If you glance at the statistics, you’ll discover that the top 1% of US households paid an average tax rate of 42% during the 1950s. In 2014, they paid a 36.4% tax rate. But these actually includes all taxes levied by federal, state, and local governments including income, payroll, corporate, excise, property, and estate taxes.

These figures do not represent the effective rates for income tax – which is after all, the very subject of debate.

Disaggregating the data reveals that the top 1 percent of tax payers had an effective tax rate of just 16.9% on income during the 1950s… including federal, state, and local taxes. Again, this figure does not include income subject to capital gains.

Stated differently, the federal statutory tax rate in the 1950s was over 90% but the effective tax rate for the top 1 percent was less than 17%.

From 2005 to 2015, the top 1% paid an average income tax rate tax rate of 21.1%  – to be clear, this is on so-called “ordinary income” that is subject to income tax, not capital gains. So, the top 1% currently pays a higher effective tax rate on ordinary income than when statutory rates exceeded 90%.

Another way to measure the true impact of the high rates is to consider the amount of income tax receipts as a portion of GDP.

Tax Rates

Funny that the tax zealots never mention any of this.

What could explain the disparity between statutory tax rates, the effective tax rates, and the low tax receipts many decades ago?

Most likely, tax fraud.

In the 1950s, every tax return was inspected by hand. There simply wasn’t the manpower to catch fraudulent returns let alone track down non-filers.

Today, the IRS uses a supercomputer as a first line of defense against illegal tax fraud and evasion.

Secondarily, legal tax avoidance.

But there have been countless changes in the tax code.

The formula for calculating taxable income is radically different today compared to the 1950s. Tax planning is radically different as well. What were legal tax avoidance strategies in the 1950s would be considered illegal tax evasion under today’s code.

Zealots insisting that 70%+ income tax rates would work based on historical examples use data across three distinct versions of the tax code.

The tax code was overhauled in 1939, 1954, and 1986. During this time the alternative minimum tax has been introduced and modified extensively. There have been changes too numerous to count regarding exclusions, exemptions, and deductions.
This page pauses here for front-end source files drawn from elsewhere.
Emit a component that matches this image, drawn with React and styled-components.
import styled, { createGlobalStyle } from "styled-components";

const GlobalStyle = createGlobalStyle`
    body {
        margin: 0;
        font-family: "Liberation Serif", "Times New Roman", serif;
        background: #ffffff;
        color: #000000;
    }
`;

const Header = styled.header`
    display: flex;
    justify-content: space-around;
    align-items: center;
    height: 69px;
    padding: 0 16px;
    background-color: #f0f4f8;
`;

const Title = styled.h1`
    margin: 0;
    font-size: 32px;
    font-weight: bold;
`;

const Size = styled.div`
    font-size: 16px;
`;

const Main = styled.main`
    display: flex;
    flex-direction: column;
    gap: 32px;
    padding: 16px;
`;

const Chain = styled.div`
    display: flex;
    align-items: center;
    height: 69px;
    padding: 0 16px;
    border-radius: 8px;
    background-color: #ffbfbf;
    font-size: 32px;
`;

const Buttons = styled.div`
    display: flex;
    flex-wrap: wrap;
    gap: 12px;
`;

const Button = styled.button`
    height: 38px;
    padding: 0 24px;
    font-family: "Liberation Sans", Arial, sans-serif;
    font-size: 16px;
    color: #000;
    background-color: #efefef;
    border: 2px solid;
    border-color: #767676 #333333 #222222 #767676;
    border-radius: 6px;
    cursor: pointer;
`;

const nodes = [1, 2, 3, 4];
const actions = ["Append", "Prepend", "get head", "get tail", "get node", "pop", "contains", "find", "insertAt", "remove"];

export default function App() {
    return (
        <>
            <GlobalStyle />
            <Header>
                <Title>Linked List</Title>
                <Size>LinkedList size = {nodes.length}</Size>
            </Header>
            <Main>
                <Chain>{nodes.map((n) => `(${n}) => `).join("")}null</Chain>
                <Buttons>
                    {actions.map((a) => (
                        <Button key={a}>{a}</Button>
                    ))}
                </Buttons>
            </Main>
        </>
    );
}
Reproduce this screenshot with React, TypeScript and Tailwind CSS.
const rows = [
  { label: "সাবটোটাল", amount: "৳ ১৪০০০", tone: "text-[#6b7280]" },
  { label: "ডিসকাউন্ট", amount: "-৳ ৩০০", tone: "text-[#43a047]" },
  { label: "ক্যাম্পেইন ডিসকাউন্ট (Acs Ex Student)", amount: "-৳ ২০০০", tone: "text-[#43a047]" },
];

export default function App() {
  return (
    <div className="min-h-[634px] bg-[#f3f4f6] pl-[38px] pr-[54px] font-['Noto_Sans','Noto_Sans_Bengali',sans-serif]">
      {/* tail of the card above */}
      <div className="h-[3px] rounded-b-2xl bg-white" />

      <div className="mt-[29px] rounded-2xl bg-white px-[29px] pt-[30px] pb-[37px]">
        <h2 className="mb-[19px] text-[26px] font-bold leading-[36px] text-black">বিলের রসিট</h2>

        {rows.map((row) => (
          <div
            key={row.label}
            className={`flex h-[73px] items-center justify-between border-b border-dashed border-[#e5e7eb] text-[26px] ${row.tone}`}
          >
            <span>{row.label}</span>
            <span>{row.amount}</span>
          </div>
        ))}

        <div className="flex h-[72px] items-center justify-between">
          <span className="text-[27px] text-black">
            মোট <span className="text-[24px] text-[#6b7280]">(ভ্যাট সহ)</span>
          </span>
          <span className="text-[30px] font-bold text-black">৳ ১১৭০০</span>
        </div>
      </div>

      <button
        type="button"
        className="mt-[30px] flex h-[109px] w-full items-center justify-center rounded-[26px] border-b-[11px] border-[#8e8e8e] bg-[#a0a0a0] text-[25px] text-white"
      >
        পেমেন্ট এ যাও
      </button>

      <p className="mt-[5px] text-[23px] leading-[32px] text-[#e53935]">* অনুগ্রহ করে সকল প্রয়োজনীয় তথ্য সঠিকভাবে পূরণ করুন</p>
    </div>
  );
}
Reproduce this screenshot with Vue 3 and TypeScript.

These changes in combination with enhanced enforcement make direct comparisons from today to the 1950s pretty much useless. Imposing a 70%+ rate under today’s tax code would be venturing into unchartered territory – the likely result being a massive collapse in economic productivity and eventual decline in tax receipts.

We’ll save the discussion regarding the economics of taxation for another day.

The tax zealots would claim I’m just being pedantic.

But they’re just being idiotic.

The tax code is just under 3,000 pages. The accompanying Treasury Regulations, the government’s official interpretation of the tax code, are probably five or six times longer than the code itself and are complex to the point of absurdity.

For example, the Treasury Regulations spend more than 500 pages explaining the difference between debt and equity. Trust me, it doesn’t read like a Harry Potter novel.

CCH has a 70,000+ page publication called Standard Federal Tax Reporter that provides a bare-bones explanation of the US tax system. Its purpose being to provide tax professionals with a jumping off point for their research… and its 70,000+ pages.

The same publication was only 10,000 pages in 1950.

Why? What could explain this? 

The code and regulation are intentionally vague and confusing. They contain inconsistencies and contradictions. As a result, a convoluted legal system arose to determine the proper outcome for a taxpayer. So-called “primary authorities” include:

US Constitution

Internal Revenue Code

Treasure Regulations

    • Final
    • Temporary
    • Proposed

There are three separate tax regulation types:

      • Legislative
      • Interpretative
      • Procedural
Legislative History

Judicial Authority

    • Supreme Court
    • US Circuit Court of Appeals
    • US District Court
    • US Tax Court
    • US Court of Federal Claims

IRS Positions

    • Advanced Pricing Agreements
    • Revenue Rulings
    • Revenue Procedures
    • Private Letter Rulings, Determination Letters, Technical Advice Memoranda, and Chief Counsel Advice
    • IRS Forms, Publications, and FAQs

Did you catch that above? The US Tax Court?

Yes, the US tax system is so complex that a special court was created to exclusively handle tax cases.

The average person has never heard of the US Tax Court. They wouldn’t recognize the tax code if someone dropped it on their head. Yet, millions believe to have a firm grip on the US tax system and policy because they’re aware that statutory tax rates once exceeded 90%.

Do these lunatics believe that tax professionals are the most forgetful and absent-minded people on earth?

Do they believe that the code, regulations, and entire tax system were all established to constantly remind tax professionals to simply add up somebody’s income and apply the given rate?

Or, could things be a bit more complicated?

Look, it’s fun to poke fun at these people. But don’t waste your time with them believing that these facts would actually change their opinions. They are “true believers.” Taxation is their religion.